Por eso, he dejado de fingir. Yo antes decía que me daban miedo, cogía por otra calle si veía que había «festival de canes» en alguna -lo de Novena a las siete y media de la mañana es para pensarlo- y hasta participaba en las conversaciones sobre los progresos intelectuales de los perritos de algunos de mis amigos. Pero ya no. A mí no me gustan los perros, ni entiendo que tengan que compartir determinados espacios públicos con las personas; y aunque le parezca una paradoja, lo hago pensando en el bienestar animal, porque lo que no entiendo es qué hace un perro en la playa pasando calor, amarrado y jadeando bajo una sombrilla y tampoco entiendo qué puede tener de interés para ellos pasearse por un centro comercial, o ir al cine, pero después de que una mami perruna me dijese en la Torre de Pisa que su perro tenía el mismo derecho que yo a ver las vistas de la ciudad desde arriba, puedo esperarme cualquier cosa.
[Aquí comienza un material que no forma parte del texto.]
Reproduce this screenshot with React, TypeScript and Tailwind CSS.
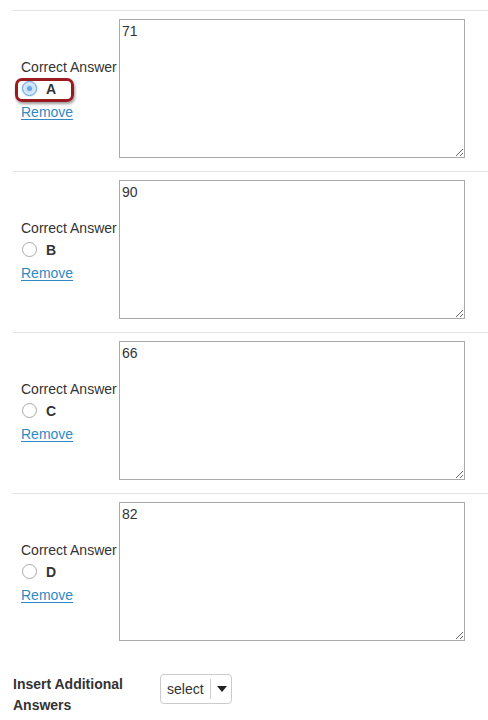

Lo de la humanización de los perros se nos está yendo de las manos, qué quiere que le diga. No es algo exclusivo de nuestra ciudad, también le digo. Es un nicho de mercado en plena expansión, porque lo de Cádiz pasa en prácticamente todas las ciudades de esto que llamamos primer mundo. No hay niños, pero hay perros, y en algunos sitios están floreciendo los negocios dedicados a la celebración de cumpleaños -perrifiestas he llegado a ver- de perros, de cole para perros -con sus tutorías, y sus notas y su fin de curso-, de psicólogos y de hoteles para perros.

La Ley de Bienestar Animal, que a pesar de estar aprobada desde mazo, entrará en vigor en septiembre, dedica un capítulo completo, el veintinueve -que yo las leyes me las leo- al acceso con animales de compañía a medios de transporte, establecimientos y espacios públicos. En él se establece que los transportes públicos y privados, los hoteles, los restaurantes, las playas facilitarán la entrada de animales de compañía, siempre que nos constituyan un riesgo para las personas -al menos eso dice la ley- y también permitirán «salvo prohibición expresa, debidamente señalizada y visible desde el exterior» el acceso de animales de compañía a edificios y dependencias públicas. Es decir, que a partir de septiembre, los perros podrán ir al teatro, al centro de salud, a las bibliotecas, a los colegios, porque a ver quién le pone el cascabel al perro.

Y sobre todo, a ver quién le pone el cascabel al dueño del perro.